#### DATA RECORDS

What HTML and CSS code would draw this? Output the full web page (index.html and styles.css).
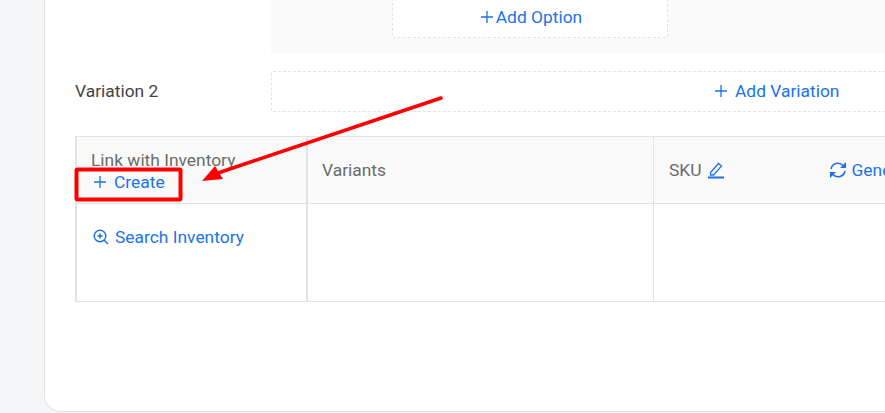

########
#### DATA RECORDS

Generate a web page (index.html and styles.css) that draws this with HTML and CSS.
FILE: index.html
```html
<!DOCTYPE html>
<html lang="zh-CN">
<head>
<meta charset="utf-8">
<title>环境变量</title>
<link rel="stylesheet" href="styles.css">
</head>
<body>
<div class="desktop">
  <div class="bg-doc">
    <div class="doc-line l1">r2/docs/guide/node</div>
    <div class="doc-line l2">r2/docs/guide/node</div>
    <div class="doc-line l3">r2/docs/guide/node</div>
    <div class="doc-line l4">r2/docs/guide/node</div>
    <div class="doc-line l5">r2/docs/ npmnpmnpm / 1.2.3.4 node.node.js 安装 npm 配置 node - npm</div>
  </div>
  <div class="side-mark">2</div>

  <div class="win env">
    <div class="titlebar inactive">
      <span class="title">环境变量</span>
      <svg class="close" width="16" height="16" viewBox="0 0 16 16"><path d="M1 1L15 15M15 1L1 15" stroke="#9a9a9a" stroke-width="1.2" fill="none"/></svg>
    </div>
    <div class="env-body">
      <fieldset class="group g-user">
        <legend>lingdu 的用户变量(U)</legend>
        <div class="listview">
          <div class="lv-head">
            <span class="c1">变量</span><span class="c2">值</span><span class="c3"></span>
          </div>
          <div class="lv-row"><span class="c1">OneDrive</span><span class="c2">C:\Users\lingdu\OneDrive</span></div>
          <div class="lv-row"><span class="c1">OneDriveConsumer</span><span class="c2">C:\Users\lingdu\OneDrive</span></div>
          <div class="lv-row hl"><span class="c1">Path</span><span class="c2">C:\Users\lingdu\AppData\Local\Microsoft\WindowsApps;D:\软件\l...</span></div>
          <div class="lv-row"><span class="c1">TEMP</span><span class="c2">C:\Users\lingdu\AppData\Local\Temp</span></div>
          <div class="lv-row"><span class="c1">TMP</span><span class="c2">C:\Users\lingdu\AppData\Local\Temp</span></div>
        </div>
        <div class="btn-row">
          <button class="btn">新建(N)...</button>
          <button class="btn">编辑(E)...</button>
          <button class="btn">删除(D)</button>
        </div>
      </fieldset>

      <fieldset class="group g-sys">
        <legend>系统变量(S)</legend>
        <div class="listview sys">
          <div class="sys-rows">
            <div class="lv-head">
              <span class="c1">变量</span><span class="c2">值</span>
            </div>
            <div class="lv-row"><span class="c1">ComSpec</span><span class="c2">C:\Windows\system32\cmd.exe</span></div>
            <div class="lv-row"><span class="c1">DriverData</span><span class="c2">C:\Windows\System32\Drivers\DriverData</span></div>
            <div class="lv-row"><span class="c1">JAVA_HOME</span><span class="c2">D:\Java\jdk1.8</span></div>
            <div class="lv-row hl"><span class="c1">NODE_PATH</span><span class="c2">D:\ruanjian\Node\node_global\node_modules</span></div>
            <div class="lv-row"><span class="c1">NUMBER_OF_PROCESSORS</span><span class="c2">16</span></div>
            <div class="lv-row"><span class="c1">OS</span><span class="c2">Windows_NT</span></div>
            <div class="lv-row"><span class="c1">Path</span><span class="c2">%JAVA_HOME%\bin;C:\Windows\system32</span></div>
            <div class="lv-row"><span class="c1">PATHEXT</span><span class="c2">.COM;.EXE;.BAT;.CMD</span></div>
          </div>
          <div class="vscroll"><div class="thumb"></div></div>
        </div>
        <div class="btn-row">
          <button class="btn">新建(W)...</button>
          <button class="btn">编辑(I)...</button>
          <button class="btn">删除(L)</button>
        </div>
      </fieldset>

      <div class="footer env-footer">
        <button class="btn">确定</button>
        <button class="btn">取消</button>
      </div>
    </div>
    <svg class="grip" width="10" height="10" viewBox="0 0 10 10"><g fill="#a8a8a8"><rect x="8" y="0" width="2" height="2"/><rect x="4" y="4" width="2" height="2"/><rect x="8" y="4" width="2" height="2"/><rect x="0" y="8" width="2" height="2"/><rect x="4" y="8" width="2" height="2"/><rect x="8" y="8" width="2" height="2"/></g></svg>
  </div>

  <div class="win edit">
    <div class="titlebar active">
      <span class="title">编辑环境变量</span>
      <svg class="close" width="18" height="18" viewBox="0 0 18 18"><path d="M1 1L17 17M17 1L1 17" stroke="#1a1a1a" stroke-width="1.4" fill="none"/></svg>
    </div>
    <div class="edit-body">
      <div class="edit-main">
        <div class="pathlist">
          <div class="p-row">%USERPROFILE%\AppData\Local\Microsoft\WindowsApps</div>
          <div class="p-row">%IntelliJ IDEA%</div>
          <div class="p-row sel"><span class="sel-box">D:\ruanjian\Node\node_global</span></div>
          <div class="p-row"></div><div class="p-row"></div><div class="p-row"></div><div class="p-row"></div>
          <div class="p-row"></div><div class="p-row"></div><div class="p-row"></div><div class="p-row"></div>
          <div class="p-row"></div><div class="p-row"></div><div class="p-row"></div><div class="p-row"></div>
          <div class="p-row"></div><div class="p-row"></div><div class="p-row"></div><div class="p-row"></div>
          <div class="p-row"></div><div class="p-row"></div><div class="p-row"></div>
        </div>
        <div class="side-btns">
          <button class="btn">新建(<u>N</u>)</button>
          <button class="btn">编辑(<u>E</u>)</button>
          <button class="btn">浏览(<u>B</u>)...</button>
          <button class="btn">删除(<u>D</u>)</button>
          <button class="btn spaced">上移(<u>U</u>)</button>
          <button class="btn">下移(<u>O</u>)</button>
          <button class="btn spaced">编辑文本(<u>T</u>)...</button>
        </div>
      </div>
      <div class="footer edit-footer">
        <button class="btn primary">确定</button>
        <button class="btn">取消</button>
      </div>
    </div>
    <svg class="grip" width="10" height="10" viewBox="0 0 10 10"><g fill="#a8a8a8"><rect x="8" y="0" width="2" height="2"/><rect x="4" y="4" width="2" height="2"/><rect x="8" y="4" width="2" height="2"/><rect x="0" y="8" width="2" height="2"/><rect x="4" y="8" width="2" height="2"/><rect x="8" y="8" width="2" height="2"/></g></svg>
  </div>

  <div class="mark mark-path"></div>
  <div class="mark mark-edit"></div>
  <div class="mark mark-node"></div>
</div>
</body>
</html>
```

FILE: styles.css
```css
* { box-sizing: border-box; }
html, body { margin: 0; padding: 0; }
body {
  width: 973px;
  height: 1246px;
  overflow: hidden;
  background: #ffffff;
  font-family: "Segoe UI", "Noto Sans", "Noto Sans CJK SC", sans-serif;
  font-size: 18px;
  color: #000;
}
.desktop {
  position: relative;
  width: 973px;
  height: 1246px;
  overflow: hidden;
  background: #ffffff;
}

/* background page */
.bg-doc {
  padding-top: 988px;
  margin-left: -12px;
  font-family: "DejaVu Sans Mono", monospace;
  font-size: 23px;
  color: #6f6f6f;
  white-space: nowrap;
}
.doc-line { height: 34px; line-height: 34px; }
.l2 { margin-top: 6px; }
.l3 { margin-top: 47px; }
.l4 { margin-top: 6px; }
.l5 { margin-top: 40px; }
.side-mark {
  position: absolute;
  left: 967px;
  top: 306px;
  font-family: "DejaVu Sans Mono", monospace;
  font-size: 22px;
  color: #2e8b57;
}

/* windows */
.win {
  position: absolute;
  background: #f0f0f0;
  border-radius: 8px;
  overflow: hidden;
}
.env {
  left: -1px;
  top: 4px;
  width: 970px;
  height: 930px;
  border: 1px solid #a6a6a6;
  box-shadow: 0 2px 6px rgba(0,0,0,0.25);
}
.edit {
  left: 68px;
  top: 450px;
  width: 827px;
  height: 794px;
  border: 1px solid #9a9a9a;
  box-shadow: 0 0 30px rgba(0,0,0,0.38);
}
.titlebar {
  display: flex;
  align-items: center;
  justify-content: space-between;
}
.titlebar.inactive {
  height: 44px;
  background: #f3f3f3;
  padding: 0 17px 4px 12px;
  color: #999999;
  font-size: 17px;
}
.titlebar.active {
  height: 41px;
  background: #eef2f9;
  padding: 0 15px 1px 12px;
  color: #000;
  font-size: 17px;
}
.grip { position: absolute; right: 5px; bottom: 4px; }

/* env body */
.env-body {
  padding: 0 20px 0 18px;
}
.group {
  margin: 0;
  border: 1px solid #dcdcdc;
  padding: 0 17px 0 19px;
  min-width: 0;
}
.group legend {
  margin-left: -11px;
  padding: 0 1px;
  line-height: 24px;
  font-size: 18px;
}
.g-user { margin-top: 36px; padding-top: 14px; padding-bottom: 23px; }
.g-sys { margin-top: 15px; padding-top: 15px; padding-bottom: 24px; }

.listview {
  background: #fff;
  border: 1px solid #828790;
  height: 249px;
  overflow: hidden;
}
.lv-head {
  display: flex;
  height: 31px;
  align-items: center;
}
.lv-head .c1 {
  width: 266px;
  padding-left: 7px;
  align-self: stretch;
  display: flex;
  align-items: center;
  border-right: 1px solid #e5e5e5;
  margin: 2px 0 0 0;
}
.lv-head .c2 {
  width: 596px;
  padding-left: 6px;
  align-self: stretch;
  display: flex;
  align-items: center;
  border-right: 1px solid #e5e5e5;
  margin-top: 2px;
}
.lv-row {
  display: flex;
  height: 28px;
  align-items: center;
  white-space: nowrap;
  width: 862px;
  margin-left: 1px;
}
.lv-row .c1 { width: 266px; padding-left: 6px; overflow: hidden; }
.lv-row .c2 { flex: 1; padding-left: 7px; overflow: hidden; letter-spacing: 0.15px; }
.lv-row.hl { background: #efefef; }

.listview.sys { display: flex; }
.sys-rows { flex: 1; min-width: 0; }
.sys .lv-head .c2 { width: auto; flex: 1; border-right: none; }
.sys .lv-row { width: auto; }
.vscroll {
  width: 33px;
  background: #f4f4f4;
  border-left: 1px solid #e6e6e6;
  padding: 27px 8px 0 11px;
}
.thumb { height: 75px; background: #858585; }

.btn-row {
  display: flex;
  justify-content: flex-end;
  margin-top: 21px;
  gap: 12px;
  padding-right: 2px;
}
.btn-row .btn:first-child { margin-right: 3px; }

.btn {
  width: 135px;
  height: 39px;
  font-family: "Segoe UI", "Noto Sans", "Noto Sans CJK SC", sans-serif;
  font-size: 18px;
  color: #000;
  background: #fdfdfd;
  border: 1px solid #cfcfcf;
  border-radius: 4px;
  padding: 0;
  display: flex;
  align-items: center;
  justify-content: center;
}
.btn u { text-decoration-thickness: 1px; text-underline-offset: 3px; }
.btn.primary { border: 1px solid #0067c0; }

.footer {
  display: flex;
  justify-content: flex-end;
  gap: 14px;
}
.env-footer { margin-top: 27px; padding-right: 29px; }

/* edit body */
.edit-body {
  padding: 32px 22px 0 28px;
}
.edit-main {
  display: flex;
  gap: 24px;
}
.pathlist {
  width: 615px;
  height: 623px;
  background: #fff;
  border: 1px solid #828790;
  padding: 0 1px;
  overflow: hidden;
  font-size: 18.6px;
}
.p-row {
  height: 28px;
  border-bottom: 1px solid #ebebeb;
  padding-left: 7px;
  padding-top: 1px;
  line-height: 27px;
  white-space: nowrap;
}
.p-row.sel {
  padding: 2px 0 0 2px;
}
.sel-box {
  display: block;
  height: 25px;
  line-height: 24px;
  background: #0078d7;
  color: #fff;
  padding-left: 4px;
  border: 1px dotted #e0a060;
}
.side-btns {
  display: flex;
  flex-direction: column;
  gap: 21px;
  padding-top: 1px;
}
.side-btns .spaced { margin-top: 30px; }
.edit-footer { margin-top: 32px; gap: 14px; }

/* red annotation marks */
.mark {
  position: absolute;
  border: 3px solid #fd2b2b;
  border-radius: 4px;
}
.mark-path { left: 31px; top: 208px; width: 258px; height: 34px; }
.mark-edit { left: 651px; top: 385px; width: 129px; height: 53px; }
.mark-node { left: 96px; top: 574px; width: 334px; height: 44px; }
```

########

### WORK INSTRUCTIONS
Which lines of the data above contain "this"? Copy each one.

### ANSWER FOR THE TASK
What HTML and CSS code would draw this? Output the full web page (index.html and styles.css).
Generate a web page (index.html and styles.css) that draws this with HTML and CSS.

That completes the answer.